Esa mañana se produjo también nuestra primera inmersión gastronómica en un restaurante que nos preparó un abundante combinando de antipasti que nos permitió conocer una muestra muy representativa de la cocina pugliese, que luego iríamos degustando poco a poco durante las sucesivas jornadas: Boconcini de mozzarela de buffala, scamorza rellena de prosciuto crudo, diferentes aceitunas aliñadas, riquísimo pan en brusquetas con tomate y aceite, pastelitos de diversas verduras, berenjenas en diferentes delicatessen de salsas y quesos... todo un festín que nos desvelaba ya lo que nos esperaba a lo largo del viaje.
Fue también nuestra primera muestra del plato rey de la pasta de esta región: Le orecchiete con le cime di rape, plato hasta hace no tanto considerado un poco como de pobres (al igual que casi toda la gastronomía de la región, proveniente de los productos de la tierra y de la escasez de medios de una mayoría de población de naturaleza muy agrícola y pobre) y que con el resurgir del elogio de la dieta mediterránea se ha impuesto como un imprescindible entre los tópicos gastronómicos de la península italiana. La pasta de grano duro en forma de pequeñas orejitas se acompaña de los brotes de brécol cocidos y refritos con ajo y especies en una combinación deliciosa.

La tarde la dedicamos a seguir nuestro recorrido por las imprescindibles grutas de la Castellana (en un recorrido sorprendente que nos llevó a caminar casi 3 kilómetros a 70 metros bajo tierra para admirar las diferentes cavidades que hay hasta llegar a la espectacular grotta bianca, en la que las estalactitas y estalagmitas formadas durante milenios sobre una roca caliza de una pureza inmaculada nos deja asombrados en un entorno de blanco marmóreo y belleza sobrenatural.

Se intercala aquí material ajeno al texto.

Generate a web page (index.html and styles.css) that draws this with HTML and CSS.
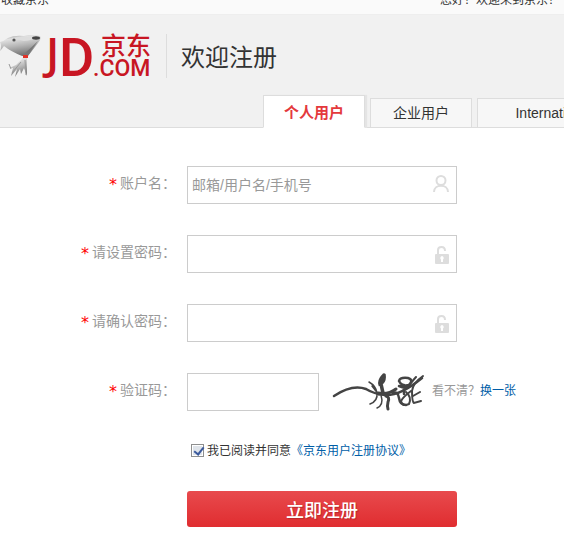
FILE: index.html
```html
<!DOCTYPE html>
<html lang="zh-CN">
<head>
  <meta charset="UTF-8">
  <meta name="viewport" content="width=device-width, initial-scale=1.0">
  <title>欢迎注册</title>
  <link rel="stylesheet" href="styles.css">
</head>
<body>

  <div class="topbar">
    <span>收藏京东</span>
    <span>您好！欢迎来到京东！</span>
  </div>

  <header class="header">
    <div class="brand">
      <svg class="logo" width="154" height="46" viewBox="0 0 154 46" role="img" aria-label="京东 JD.COM">
        <defs>
          <linearGradient id="metal" x1="0" y1="0" x2="0.3" y2="1">
            <stop offset="0" stop-color="#888"></stop>
            <stop offset="0.25" stop-color="#e2e2e2"></stop>
            <stop offset="0.6" stop-color="#b5b5b5"></stop>
            <stop offset="1" stop-color="#777"></stop>
          </linearGradient>
        </defs>
        <!-- 吉祥物 -->
        <path d="M0 9 Q4 8 8 5 Q14 2 24 3 Q34 1 40 3 Q42 5 38 10 L28 23 L22 23 Q10 18 4 13 Q2 16 0 18 Q2 13 0 9Z" fill="url(#metal)"></path>
        <path d="M8 7 Q20 2 35 4 Q34 7 24 8 Q14 5 8 7Z" fill="#ddd"></path>
        <path d="M38 8 L28 22 L25 20 Q32 14 38 8Z" fill="#777"></path>
        <ellipse cx="36" cy="5" rx="4" ry="1.7" fill="#444"></ellipse>
        <circle cx="14" cy="7" r="1.6" fill="#555"></circle>
        <path d="M23 25 L27 25 L27 43 L24 35 L21 41 L20 36 L15 44 L17 36 L11 43 L13 35 L9 35 L16 32Z" fill="url(#metal)"></path>
        <path d="M9 31 L11 36 M12 40 L21 29 M25 27 L26 42" fill="none" stroke="#999" stroke-width="1"></path>
        <rect x="23" y="22" width="5" height="3" fill="#e13228"></rect>
        <text class="logo-j" x="46" y="36">J</text>
        <text class="logo-d" x="59" y="43">D</text>
        <text class="logo-cn" x="101" y="22">京东</text>
        <text class="logo-com" x="93" y="43">.COM</text>
      </svg>
      <h1 class="title">欢迎注册</h1>
    </div>
    <nav class="tabs">
      <a class="tab active" href="#">个人用户</a>
      <a class="tab" href="#">企业用户</a>
      <a class="tab tab-wide" href="#">International</a>
    </nav>
  </header>

  <form class="form">
    <div class="row">
      <label class="label" for="username"><b>*</b>账户名：</label>
      <div class="field">
        <input class="input" type="text" id="username" placeholder="邮箱/用户名/手机号">
        <svg class="icon" width="18" height="20" viewBox="0 0 18 20">
          <circle cx="9" cy="5.500" r="4.500"></circle>
          <path d="M2 17 C2 8.500 16 8.500 16 17"></path>
        </svg>
      </div>
    </div>

    <div class="row">
      <label class="label" for="pwd"><b>*</b>请设置密码：</label>
      <div class="field">
        <input class="input" type="password" id="pwd">
        <svg class="icon" width="18" height="20" viewBox="0 0 18 20">
          <path d="M6 11 V6 Q6 3 9.500 3 Q13 3 13 7"></path>
          <path class="solid" d="M4 10 H16 Q17 10 17 11 V19 Q17 20 16 20 H4 Q3 20 3 19 V11 Q3 10 4 10Z"></path>
          <path class="hole" d="M10 12 A2 2 0 0 1 11 15.500 V18 H9 V15.500 A2 2 0 0 1 10 12Z"></path>
        </svg>
      </div>
    </div>

    <div class="row">
      <label class="label" for="pwd2"><b>*</b>请确认密码：</label>
      <div class="field">
        <input class="input" type="password" id="pwd2">
        <svg class="icon" width="18" height="20" viewBox="0 0 18 20">
          <path d="M6 11 V6 Q6 3 9.500 3 Q13 3 13 7"></path>
          <path class="solid" d="M4 10 H16 Q17 10 17 11 V19 Q17 20 16 20 H4 Q3 20 3 19 V11 Q3 10 4 10Z"></path>
          <path class="hole" d="M10 12 A2 2 0 0 1 11 15.500 V18 H9 V15.500 A2 2 0 0 1 10 12Z"></path>
        </svg>
      </div>
    </div>

    <div class="row">
      <label class="label" for="code"><b>*</b>验证码：</label>
      <input class="input input-code" type="text" id="code">
      <!-- 验证码图片 -->
      <svg class="captcha" width="94" height="38" viewBox="0 0 94 38">
        <path d="M4 23 Q22 11 36 16 Q44 21 55 22 Q70 23 92 5" stroke-width="2.500"></path>
        <path d="M39 9 Q46 13 47 20 Q48 28 40 31 M42 13 L49 22 M51 22 Q54 32 47 35" stroke-width="1.500"></path>
        <path d="M54 2 Q49 7 50 11 Q55 9 54 2 M51 11 L53 20" stroke-width="3.500"></path>
        <path d="M48 20 Q58 22 66 16 M56 23 Q60 24 58 29 Q57 33 58 36" stroke-width="3"></path>
        <path d="M63 20 Q68 18 69 25 Q70 32 76 32" stroke-width="2.500"></path>
        <path d="M69 8 Q70 4 78 5 Q84 7 79 12 Q72 14 69 8 M69 13 Q78 17 80 11 M74 12 V21" stroke-width="2.500"></path>
        <path d="M76 19 Q82 24 79 31 Q72 34 71 28 Q73 24 81 18" stroke-width="2"></path>
        <path d="M93 3 Q83 10 82 18 Q82 29 84 30 L91 28 M80 11 L86 4 M83 23 L90 19" stroke-width="2"></path>
      </svg>
      <span class="hint">看不清？<a href="#">换一张</a></span>
    </div>

    <div class="row terms">
      <input class="check" type="checkbox" id="agree" checked>
      <label for="agree">我已阅读并同意</label><a href="#">《京东用户注册协议》</a>
    </div>

    <div class="row submit">
      <button class="btn" type="button">立即注册</button>
    </div>
  </form>

</body>
</html>
```

FILE: styles.css
```css
* {
  box-sizing: border-box;
}

body {
  margin: 0;
  background-color: #fff;
  color: #333;
  font: 12px/18px "Liberation Sans", "Noto Sans CJK SC", sans-serif;
  overflow-x: hidden;
}

a {
  color: #005ea7;
  text-decoration: none;
}

/* 顶部栏 */
.topbar {
  display: flex;
  justify-content: space-between;
  align-items: flex-end;
  height: 14px;
  padding: 0 4px 0 1px;
  line-height: 28px;
  background-color: #fafafa;
  overflow: hidden;
}

.header {
  background-color: #f1f1f1;
  border-top: 1px solid #eee;
  border-bottom: 1px solid #ddd;
}

.brand {
  display: flex;
  align-items: center;
  padding-top: 18px;
}

.logo {
  flex: none;
}

.logo text {
  fill: #c81623;
}

.logo-j {
  font: 600 44px "Open Sans", sans-serif;
}

.logo-d {
  font: 500 54px Roboto, sans-serif;
}

.logo-cn {
  font: 500 25px "Noto Sans CJK SC", sans-serif;
}

.logo-com {
  font: 500 23px Roboto, sans-serif;
}

.title {
  margin: 0 0 0 12px;
  padding-left: 14px;
  border-left: 1px solid #ddd;
  font: 24px/44px "Noto Sans CJK SC", sans-serif;
}

/* 标签页 */
.tabs {
  display: flex;
  align-items: flex-end;
  gap: 5px;
  padding: 16px 0 0 263px;
  margin-bottom: -1px;
  overflow: hidden;
}

.tab {
  flex: none;
  width: 102px;
  height: 30px;
  border: 1px solid #ddd;
  background-color: #f7f7f7;
  color: #333;
  font-size: 14px;
  line-height: 29px;
  text-align: center;
}

.tab.active {
  height: 33px;
  border-bottom-color: #fff;
  background-color: #fff;
  box-shadow: 2px 0 1px #e4e4e4;
  color: #e4393c;
  font-size: 15px;
  font-weight: bold;
  line-height: 33px;
}

.tab-wide {
  width: 154px;
}

/* 注册表单 */
.form {
  display: flex;
  flex-direction: column;
  gap: 31px;
  padding: 38px 0 28px;
}

.row {
  display: flex;
  align-items: center;
}

.label {
  width: 176px;
  margin-right: 11px;
  padding-bottom: 2px;
  color: #999;
  font-size: 14px;
  text-align: right;
}

.label b {
  margin-right: 3px;
  color: #f00;
  font-family: "DejaVu Sans", sans-serif;
  font-size: 16px;
  font-weight: normal;
  vertical-align: -2px;
}

.field {
  position: relative;
}

.input {
  display: block;
  width: 270px;
  height: 38px;
  padding: 0 30px 0 4px;
  border: 1px solid #ccc;
  font: 14px "Liberation Sans", "Noto Sans CJK SC", sans-serif;
}

.input::placeholder {
  color: #999;
}

.input-code {
  width: 132px;
  padding-right: 4px;
}

.icon {
  position: absolute;
  top: 9px;
  right: 7px;
  fill: none;
  stroke: #ddd;
  stroke-width: 2;
}

.icon .solid {
  fill: #ddd;
  stroke: none;
}

.icon .hole {
  fill: #fff;
  stroke: none;
}

.captcha {
  margin: 0 8px 0 11px;
  fill: none;
  stroke: #444;
  stroke-linecap: round;
}

.hint {
  padding-bottom: 2px;
  color: #999;
  white-space: nowrap;
}

.terms {
  padding-left: 191px;
}

.check {
  width: 13px;
  height: 13px;
  margin: 0 3px 2px 0;
  appearance: none;
  border: 1px solid #8e8f8f;
  background: #dfe4ea;
  outline: 1px solid #fff;
  outline-offset: -2px;
}

/* 对勾 */
.check:checked::after {
  content: "";
  display: block;
  width: 4px;
  height: 8px;
  margin: 0 0 0 4px;
  border: solid #3b5a9d;
  border-width: 0 2px 2px 0;
  transform: rotate(38deg);
}

.submit {
  padding-left: 187px;
}

.btn {
  width: 270px;
  height: 36px;
  padding: 0;
  border: none;
  border-radius: 3px;
  background: linear-gradient(#e84a4d, #e02d30);
  color: #fff;
  font: 500 18px/36px "Noto Sans CJK SC", sans-serif;
  text-shadow: 1px 1px 1px #b8282b;
  cursor: pointer;
}
```
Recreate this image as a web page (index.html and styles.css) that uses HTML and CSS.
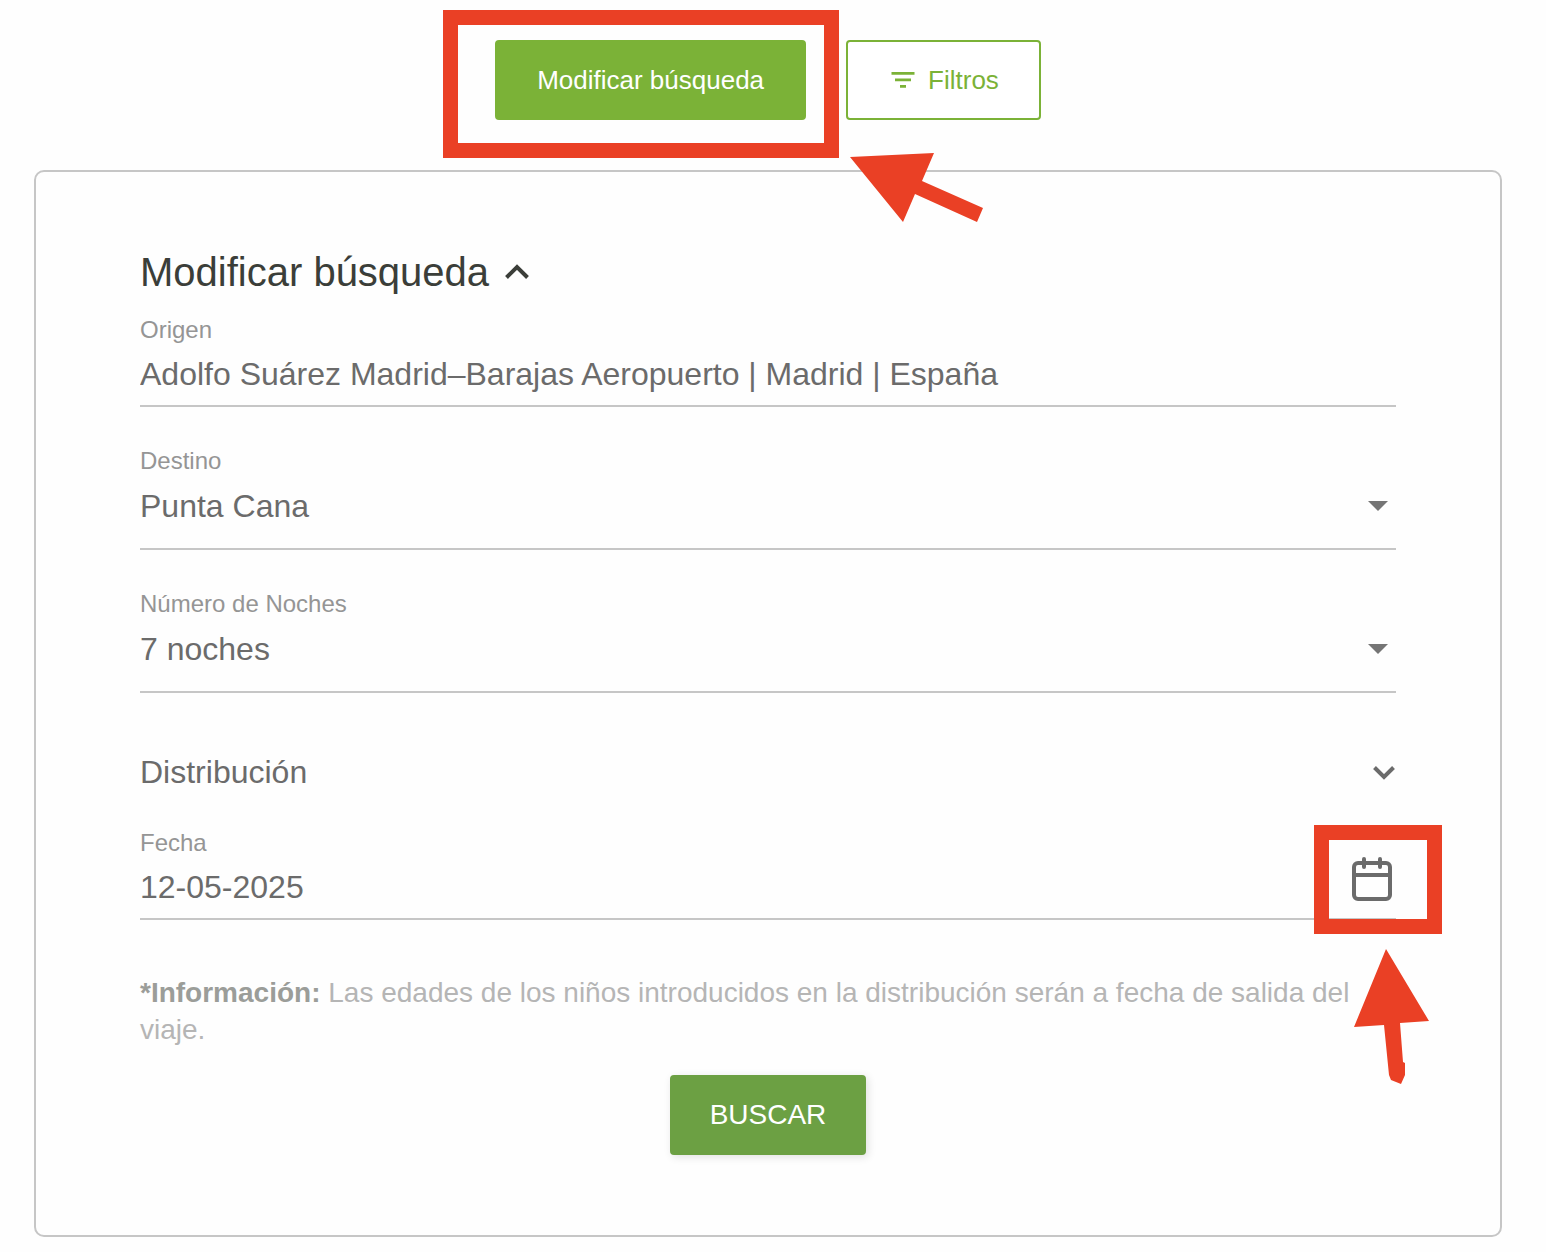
FILE: index.html
```
<!DOCTYPE html>
<html lang="es">

<head>
    <meta charset="UTF-8">
    <meta name="viewport" content="width=device-width, initial-scale=1.0">
    <title>Modificar búsqueda</title>
    <link rel="stylesheet" href="styles.css">
</head>

<body>
    <div class="toolbar">
        <div class="highlighted">
            <button type="button" class="btn btn-primary">Modificar búsqueda</button>
            <div class="mark mark-button"></div>
            <svg class="arrow arrow-button" viewBox="0 0 134 70" aria-hidden="true">
                <path d="M0 4L84 0L72 28L133 55L127 69L65 41L53 69Z" />
            </svg>
        </div>
        <button type="button" class="btn btn-outline">
            <svg width="28" height="28" viewBox="0 0 28 28" fill="currentColor" aria-hidden="true">
                <path d="M3.5 6h23v2.7h-23zM7 12.6h16v2.7H7zM12 19.1h6v2.6h-6z" />
            </svg>
            Filtros
        </button>
    </div>

    <form class="search-card">
        <button type="button" class="title">
            Modificar búsqueda
            <svg width="24" height="16" viewBox="0 0 24 16" aria-hidden="true">
                <path d="M1.5 13.5L12 3L22.5 13.5" fill="none" stroke="currentColor" stroke-width="4" />
            </svg>
        </button>

        <div class="field">
            <label for="origen">Origen</label>
            <input type="text" id="origen" name="origen" value="Adolfo Suárez Madrid–Barajas Aeropuerto | Madrid | España">
        </div>

        <div class="field">
            <label for="destino">Destino</label>
            <div class="control">
                <select id="destino" name="destino">
                    <option>Punta Cana</option>
                </select>
                <svg class="caret" viewBox="0 0 20 10" aria-hidden="true">
                    <path d="M0 0h20L10 10z" />
                </svg>
            </div>
        </div>

        <div class="field">
            <label for="noches">Número de Noches</label>
            <div class="control">
                <select id="noches" name="noches">
                    <option>7 noches</option>
                </select>
                <svg class="caret" viewBox="0 0 20 10" aria-hidden="true">
                    <path d="M0 0h20L10 10z" />
                </svg>
            </div>
        </div>

        <button type="button" class="distribution">
            Distribución
            <svg width="24" height="16" viewBox="0 0 24 16" aria-hidden="true">
                <path d="M2.5 3.5L12 13L21.5 3.5" fill="none" stroke="currentColor" stroke-width="4" />
            </svg>
        </button>

        <div class="field field-date">
            <label for="fecha">Fecha</label>
            <div class="control">
                <input type="text" id="fecha" name="fecha" value="12-05-2025">
                <button type="button" class="calendar" aria-label="Abrir calendario">
                    <svg width="40" height="44" viewBox="0 0 40 44" fill="none" stroke="currentColor" stroke-width="4" aria-hidden="true">
                        <rect x="2" y="6" width="36" height="36" rx="4" />
                        <path d="M2 18h36" />
                        <path d="M12 2v8M28 2v8" stroke-linecap="round" />
                    </svg>
                </button>
                <div class="mark mark-calendar"></div>
                <svg class="arrow arrow-calendar" viewBox="0 0 76 136" aria-hidden="true">
                    <path d="M32 0L75 72L46 74L49 113L51 114L51 126L47 135L37 131L35 126L30 76L0 78Z" />
                </svg>
            </div>
        </div>

        <p class="info"><strong>*Información:</strong> Las edades de los niños introducidos en la distribución serán a fecha de salida del viaje.</p>

        <button type="submit" class="btn btn-submit">BUSCAR</button>
    </form>
</body>

</html>
```

FILE: styles.css
```
* {
    box-sizing: border-box;
}

body {
    margin: 0;
    padding: 40px 44px 15px 34px;
    background-color: #fefefe;
    color: #6b6b6b;
    font-family: "Liberation Sans", Arial, sans-serif;
}

button,
input,
select {
    font-family: inherit;
    color: inherit;
}

button {
    cursor: pointer;
}

/* Top buttons */
.toolbar {
    display: flex;
    justify-content: center;
    gap: 40px;
    margin-bottom: 50px;
}

.highlighted {
    position: relative;
}

.btn {
    display: flex;
    align-items: center;
    justify-content: center;
    gap: 12px;
    height: 80px;
    padding: 0 40px;
    border: 2px solid transparent;
    border-radius: 4px;
    font-size: 26px;
}

.btn-primary {
    background-color: #7bb237;
    border-color: #7bb237;
    color: #ffffff;
}

.btn-outline {
    background-color: #ffffff;
    border-color: #7bb237;
    color: #7bb237;
}

/* Search form */
.search-card {
    padding: 76px 104px 80px;
    border: 2px solid #c6c6c6;
    border-radius: 10px;
}

.title,
.distribution {
    display: flex;
    align-items: center;
    padding: 0;
    border: 0;
    background: none;
    line-height: 48px;
}

.title {
    gap: 16px;
    margin-bottom: 20px;
    color: #3b3e39;
    font-size: 40px;
}

.distribution {
    justify-content: space-between;
    width: 100%;
    margin: 55px 0 33px;
    font-size: 32px;
}

.field {
    margin-bottom: 40px;
}

.field label {
    display: block;
    color: #959595;
    font-size: 24px;
    line-height: 28px;
}

.field input,
.field select {
    display: block;
    width: 100%;
    height: 63px;
    padding: 0;
    border: 0;
    border-bottom: 2px solid #c6c6c6;
    border-radius: 0;
    outline: 0;
    background: none;
    font-size: 32px;
}

.field select {
    appearance: none;
    height: 75px;
    padding-bottom: 12px;
}

.control {
    position: relative;
}

.caret {
    position: absolute;
    top: 26px;
    right: 8px;
    width: 20px;
    height: 10px;
    fill: #757575;
    pointer-events: none;
}

.field-date {
    margin-bottom: 54px;
}

.calendar {
    position: absolute;
    top: 0;
    right: 4px;
    display: flex;
    padding: 0;
    border: 0;
    background: none;
}

.info {
    margin: 0 0 27px;
    color: #b5b5b5;
    font-size: 28px;
    line-height: 37px;
}

.info strong {
    color: #9b9d99;
}

.btn-submit {
    margin: 0 auto;
    padding: 0 38px;
    background-color: #6ca043;
    border-color: #6ca043;
    box-shadow: 2px 2px 8px rgba(0, 0, 0, 0.12);
    color: #ffffff;
    font-size: 28px;
}

/* Red marks drawn over the page */
.mark,
.arrow {
    position: absolute;
    z-index: 1;
    pointer-events: none;
}

.mark {
    border: 15px solid #ea4025;
}

.arrow {
    fill: #ea4025;
}

.mark-button {
    top: -30px;
    left: -52px;
    width: 396px;
    height: 148px;
}

.arrow-button {
    top: 113px;
    left: 355px;
    width: 134px;
    height: 70px;
}

.mark-calendar {
    top: -32px;
    right: -46px;
    width: 128px;
    height: 109px;
}

.arrow-calendar {
    top: 92px;
    right: -34px;
    width: 76px;
    height: 136px;
}
```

Continuamos hasta la costa, donde sólo nos dio tiempo de visitar una de las ciudades costeras que estaban en la lista. Elegimos Monopoli, la más interesante en las guías, que con su centro histórico estrecho, decadente sin llegar a lo ruinoso y un poco abandonado, nos ofreció la primera postal de la Italia del sur más pintoresca, llena de sorpresas, detalles kitsch y un paisaje humano inimitable.

La ciudad, además, cuenta con un entramado de calles muy acogedoras, llenas de elementos arquitectónicos como arcos, arquillos, esquinas, plazuelas, túneles... que son tremendamente agradables para el visitante.


Su puerto, al abrigo del castillo de los aragoneses, es pequeño y recoleto además de plácido y silencioso. Uno se sienta a contemplar el abigarrado paisaje de barcos grandes y pequeños entre los muros que encorsetan el minúsculo muelle y podría quedarse ahí horas y horas viendo lentamente desplegarse todo el microcosmos del lugar.

Un helado en la concurrida plaza central antes de partir sirvió de excelente punto final para un día en el que aún buscamos los vestigios de una ciudad troglodita abandonada en las afueras de la ciudad de Fasano (que terminaríamos visitando el día siguiente) y que culminó con una estupenda cena en una pizzería del centro de Martina Franca y un paseo posterior en el que comprobamos que la ciudad no perdía nada de su encanto por la noche. Hasta escuchamos a lo lejos los ensayos una de las representaciones de ópera del Festival que estaba teniendo lugar dentro del Palazzo Ducale.